[Interface markup and scripts]
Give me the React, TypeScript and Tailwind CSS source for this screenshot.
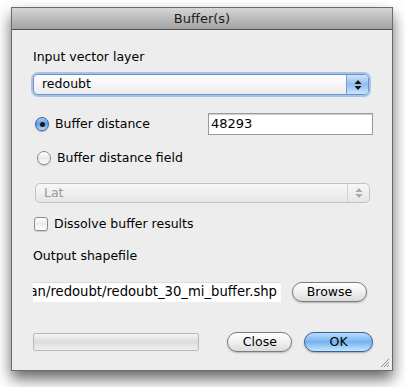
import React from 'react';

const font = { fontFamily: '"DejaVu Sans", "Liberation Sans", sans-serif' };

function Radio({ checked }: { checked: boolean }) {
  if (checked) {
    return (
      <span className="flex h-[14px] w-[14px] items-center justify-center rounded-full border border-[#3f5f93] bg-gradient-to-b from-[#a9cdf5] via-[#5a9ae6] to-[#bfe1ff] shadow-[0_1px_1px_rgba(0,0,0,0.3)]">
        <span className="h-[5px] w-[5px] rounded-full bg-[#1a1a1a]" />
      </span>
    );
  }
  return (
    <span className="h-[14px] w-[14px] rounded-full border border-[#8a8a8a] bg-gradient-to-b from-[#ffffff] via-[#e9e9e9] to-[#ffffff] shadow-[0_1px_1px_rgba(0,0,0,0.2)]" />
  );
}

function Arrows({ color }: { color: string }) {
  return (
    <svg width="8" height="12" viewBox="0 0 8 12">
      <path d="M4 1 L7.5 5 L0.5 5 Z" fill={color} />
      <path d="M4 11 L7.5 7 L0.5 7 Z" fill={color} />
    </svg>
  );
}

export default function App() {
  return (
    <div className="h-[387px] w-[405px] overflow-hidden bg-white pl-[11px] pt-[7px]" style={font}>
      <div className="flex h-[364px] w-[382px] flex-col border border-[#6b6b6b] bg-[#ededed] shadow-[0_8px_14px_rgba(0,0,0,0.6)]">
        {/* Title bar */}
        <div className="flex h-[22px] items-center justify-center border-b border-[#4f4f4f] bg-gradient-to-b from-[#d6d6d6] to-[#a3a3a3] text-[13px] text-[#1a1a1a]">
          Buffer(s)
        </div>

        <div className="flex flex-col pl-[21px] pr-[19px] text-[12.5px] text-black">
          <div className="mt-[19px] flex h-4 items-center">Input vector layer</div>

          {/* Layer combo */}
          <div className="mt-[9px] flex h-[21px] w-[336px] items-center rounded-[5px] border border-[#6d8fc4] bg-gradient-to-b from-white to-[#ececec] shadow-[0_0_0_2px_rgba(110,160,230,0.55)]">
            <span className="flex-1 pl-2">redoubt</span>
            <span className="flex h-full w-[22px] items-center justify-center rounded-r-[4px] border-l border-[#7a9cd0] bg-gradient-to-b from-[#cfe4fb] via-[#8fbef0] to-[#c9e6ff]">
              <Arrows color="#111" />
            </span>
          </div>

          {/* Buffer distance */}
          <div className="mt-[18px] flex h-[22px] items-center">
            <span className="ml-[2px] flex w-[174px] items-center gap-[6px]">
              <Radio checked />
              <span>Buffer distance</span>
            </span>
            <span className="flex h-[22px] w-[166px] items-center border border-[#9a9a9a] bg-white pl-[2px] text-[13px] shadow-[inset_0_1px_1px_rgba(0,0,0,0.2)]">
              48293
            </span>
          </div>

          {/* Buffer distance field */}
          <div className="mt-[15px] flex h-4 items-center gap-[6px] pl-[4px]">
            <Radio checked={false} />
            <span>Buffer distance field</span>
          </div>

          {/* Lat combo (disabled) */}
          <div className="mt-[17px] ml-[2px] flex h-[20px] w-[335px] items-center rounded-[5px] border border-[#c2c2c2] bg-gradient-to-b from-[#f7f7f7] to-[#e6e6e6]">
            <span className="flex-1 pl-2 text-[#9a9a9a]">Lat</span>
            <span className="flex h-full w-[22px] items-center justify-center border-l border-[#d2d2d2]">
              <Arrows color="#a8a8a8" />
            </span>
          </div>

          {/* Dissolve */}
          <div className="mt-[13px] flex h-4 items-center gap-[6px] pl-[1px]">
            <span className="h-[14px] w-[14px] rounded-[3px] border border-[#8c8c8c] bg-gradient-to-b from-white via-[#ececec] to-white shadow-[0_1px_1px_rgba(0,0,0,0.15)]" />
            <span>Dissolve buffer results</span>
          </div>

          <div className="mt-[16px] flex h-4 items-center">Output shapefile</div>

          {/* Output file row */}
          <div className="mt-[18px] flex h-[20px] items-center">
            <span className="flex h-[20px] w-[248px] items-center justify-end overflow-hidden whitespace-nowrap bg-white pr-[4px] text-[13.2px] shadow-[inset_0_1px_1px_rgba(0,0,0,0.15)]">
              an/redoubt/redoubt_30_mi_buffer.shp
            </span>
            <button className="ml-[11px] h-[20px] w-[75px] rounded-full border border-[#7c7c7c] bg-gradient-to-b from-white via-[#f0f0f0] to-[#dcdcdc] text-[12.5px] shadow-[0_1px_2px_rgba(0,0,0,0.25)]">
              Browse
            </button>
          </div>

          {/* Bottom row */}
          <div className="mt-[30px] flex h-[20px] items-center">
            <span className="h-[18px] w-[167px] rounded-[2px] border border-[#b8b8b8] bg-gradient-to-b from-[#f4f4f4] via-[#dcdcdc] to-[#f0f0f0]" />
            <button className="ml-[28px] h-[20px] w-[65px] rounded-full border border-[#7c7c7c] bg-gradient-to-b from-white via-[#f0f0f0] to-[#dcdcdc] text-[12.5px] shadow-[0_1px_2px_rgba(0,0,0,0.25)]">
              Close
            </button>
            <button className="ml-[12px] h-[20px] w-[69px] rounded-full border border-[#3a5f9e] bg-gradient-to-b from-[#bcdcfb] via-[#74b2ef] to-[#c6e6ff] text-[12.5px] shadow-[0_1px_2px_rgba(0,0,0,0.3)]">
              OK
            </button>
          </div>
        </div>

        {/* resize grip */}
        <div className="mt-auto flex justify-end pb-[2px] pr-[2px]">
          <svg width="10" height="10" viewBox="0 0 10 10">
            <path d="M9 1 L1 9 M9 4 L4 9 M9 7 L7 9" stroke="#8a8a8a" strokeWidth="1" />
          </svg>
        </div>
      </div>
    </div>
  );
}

--

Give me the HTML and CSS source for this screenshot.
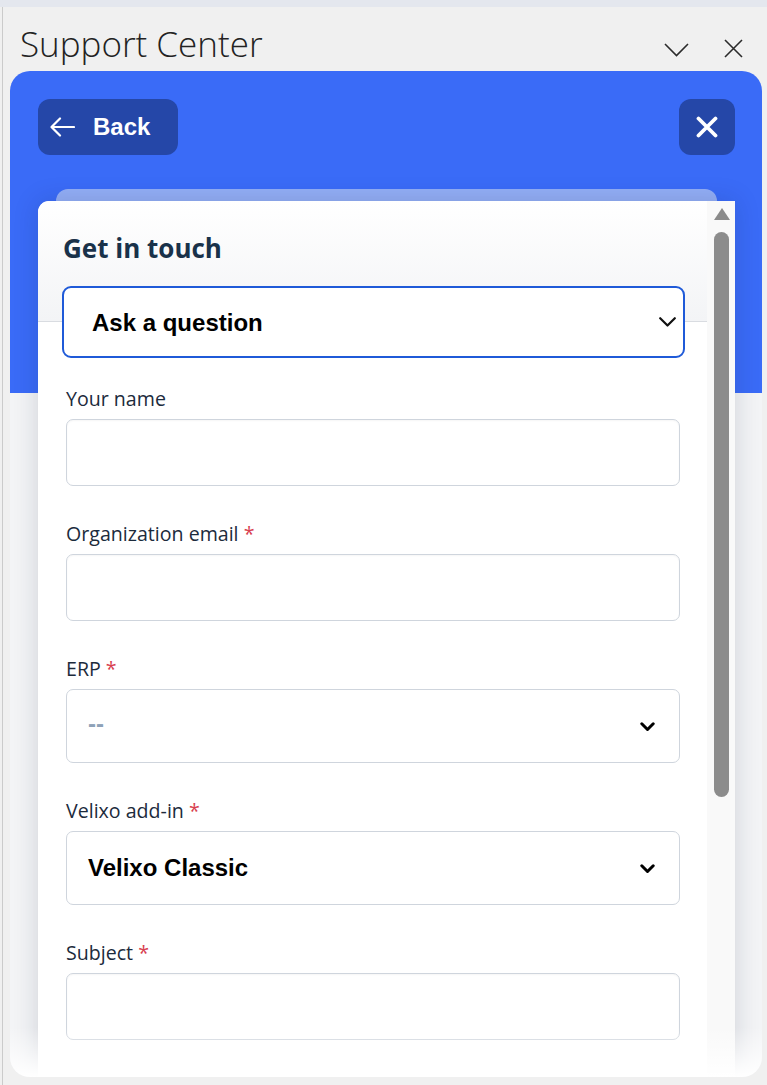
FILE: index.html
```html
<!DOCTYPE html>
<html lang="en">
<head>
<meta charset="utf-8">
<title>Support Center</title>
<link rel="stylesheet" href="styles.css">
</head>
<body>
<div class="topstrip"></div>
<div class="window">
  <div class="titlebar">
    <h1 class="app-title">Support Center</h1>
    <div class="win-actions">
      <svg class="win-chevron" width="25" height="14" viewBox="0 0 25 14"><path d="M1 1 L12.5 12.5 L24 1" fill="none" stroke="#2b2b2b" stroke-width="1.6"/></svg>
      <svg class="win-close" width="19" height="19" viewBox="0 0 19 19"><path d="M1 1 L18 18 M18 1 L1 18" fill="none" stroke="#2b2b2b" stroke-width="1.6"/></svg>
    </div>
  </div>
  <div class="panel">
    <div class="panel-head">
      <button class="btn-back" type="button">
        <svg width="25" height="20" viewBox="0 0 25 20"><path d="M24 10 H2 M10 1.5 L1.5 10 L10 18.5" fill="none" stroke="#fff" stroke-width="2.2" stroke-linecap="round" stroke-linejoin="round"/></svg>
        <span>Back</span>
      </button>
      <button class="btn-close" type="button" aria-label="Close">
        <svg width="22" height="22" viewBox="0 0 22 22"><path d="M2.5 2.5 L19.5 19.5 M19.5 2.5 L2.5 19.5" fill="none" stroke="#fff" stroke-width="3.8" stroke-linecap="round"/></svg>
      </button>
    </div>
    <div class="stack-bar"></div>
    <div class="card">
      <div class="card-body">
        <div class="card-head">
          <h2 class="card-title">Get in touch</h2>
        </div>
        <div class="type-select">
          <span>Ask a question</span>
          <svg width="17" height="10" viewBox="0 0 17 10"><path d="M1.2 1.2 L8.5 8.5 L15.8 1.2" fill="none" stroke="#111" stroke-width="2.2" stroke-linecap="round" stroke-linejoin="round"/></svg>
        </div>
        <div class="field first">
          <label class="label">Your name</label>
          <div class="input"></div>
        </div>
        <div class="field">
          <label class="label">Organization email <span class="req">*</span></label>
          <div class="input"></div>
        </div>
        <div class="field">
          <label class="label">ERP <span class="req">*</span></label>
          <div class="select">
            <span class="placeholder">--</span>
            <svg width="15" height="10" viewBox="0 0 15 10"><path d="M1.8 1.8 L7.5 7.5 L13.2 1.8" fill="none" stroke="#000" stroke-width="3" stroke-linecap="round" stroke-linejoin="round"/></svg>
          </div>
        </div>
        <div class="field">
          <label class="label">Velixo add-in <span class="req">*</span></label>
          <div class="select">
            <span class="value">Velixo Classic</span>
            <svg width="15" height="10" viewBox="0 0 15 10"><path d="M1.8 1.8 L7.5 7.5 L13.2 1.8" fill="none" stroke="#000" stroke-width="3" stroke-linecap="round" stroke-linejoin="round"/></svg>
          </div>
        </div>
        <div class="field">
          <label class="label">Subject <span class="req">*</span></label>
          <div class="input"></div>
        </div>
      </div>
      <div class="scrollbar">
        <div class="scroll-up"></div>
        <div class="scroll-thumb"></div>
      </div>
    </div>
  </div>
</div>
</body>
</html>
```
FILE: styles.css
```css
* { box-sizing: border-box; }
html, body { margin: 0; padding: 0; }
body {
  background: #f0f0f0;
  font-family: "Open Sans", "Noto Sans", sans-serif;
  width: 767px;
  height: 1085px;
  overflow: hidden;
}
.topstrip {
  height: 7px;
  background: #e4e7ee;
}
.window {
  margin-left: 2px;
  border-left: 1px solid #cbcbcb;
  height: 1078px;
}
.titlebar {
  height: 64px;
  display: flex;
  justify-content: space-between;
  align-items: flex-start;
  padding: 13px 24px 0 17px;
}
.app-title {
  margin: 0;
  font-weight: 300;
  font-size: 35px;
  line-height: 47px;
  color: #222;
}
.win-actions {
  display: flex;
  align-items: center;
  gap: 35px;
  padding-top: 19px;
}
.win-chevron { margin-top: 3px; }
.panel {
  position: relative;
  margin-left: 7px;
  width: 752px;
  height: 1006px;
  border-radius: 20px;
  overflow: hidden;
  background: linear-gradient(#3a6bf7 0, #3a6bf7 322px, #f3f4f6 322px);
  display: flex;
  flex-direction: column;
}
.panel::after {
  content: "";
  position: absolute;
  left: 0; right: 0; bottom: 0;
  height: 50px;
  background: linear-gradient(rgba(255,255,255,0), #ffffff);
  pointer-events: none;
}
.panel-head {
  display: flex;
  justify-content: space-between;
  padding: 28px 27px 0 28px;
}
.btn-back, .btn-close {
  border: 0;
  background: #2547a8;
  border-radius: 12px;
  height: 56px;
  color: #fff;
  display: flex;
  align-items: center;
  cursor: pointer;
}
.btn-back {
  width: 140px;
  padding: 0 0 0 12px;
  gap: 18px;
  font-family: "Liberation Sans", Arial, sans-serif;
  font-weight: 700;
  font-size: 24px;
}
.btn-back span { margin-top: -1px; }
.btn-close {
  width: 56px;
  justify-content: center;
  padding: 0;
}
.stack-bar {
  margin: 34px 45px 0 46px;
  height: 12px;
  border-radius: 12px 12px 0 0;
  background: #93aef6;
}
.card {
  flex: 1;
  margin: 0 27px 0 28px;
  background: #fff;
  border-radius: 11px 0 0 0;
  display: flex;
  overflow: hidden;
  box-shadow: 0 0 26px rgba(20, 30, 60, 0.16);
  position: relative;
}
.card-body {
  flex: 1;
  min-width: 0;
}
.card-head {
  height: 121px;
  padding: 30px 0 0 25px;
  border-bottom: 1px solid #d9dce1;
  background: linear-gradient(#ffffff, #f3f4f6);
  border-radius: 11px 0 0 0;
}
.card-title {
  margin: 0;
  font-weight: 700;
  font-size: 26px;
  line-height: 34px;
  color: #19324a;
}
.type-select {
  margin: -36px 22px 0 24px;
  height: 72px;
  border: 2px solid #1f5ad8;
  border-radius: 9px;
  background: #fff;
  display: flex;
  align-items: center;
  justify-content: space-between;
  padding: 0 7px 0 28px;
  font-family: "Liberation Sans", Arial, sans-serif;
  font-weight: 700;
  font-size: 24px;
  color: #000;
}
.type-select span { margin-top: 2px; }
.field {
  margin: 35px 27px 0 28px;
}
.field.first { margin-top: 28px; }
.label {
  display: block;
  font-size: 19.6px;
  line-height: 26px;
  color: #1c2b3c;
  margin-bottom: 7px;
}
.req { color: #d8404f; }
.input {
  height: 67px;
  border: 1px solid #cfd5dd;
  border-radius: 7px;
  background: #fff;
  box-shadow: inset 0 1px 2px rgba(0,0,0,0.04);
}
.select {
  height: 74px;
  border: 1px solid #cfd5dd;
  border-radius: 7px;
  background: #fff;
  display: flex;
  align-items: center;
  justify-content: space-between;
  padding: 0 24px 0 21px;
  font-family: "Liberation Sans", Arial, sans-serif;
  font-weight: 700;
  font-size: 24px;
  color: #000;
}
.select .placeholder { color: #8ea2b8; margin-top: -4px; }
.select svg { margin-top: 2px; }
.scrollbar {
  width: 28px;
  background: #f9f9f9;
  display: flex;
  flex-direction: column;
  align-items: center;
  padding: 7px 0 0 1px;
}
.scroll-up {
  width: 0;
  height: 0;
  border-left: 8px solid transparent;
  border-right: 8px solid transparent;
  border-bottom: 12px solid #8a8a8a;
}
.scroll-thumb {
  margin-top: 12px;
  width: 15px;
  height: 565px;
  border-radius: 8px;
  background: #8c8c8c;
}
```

**Exercise details**
Select the lines from the entries that include the word "Give".

**Full output**
Give me the React, TypeScript and Tailwind CSS source for this screenshot.
Give me the HTML and CSS source for this screenshot.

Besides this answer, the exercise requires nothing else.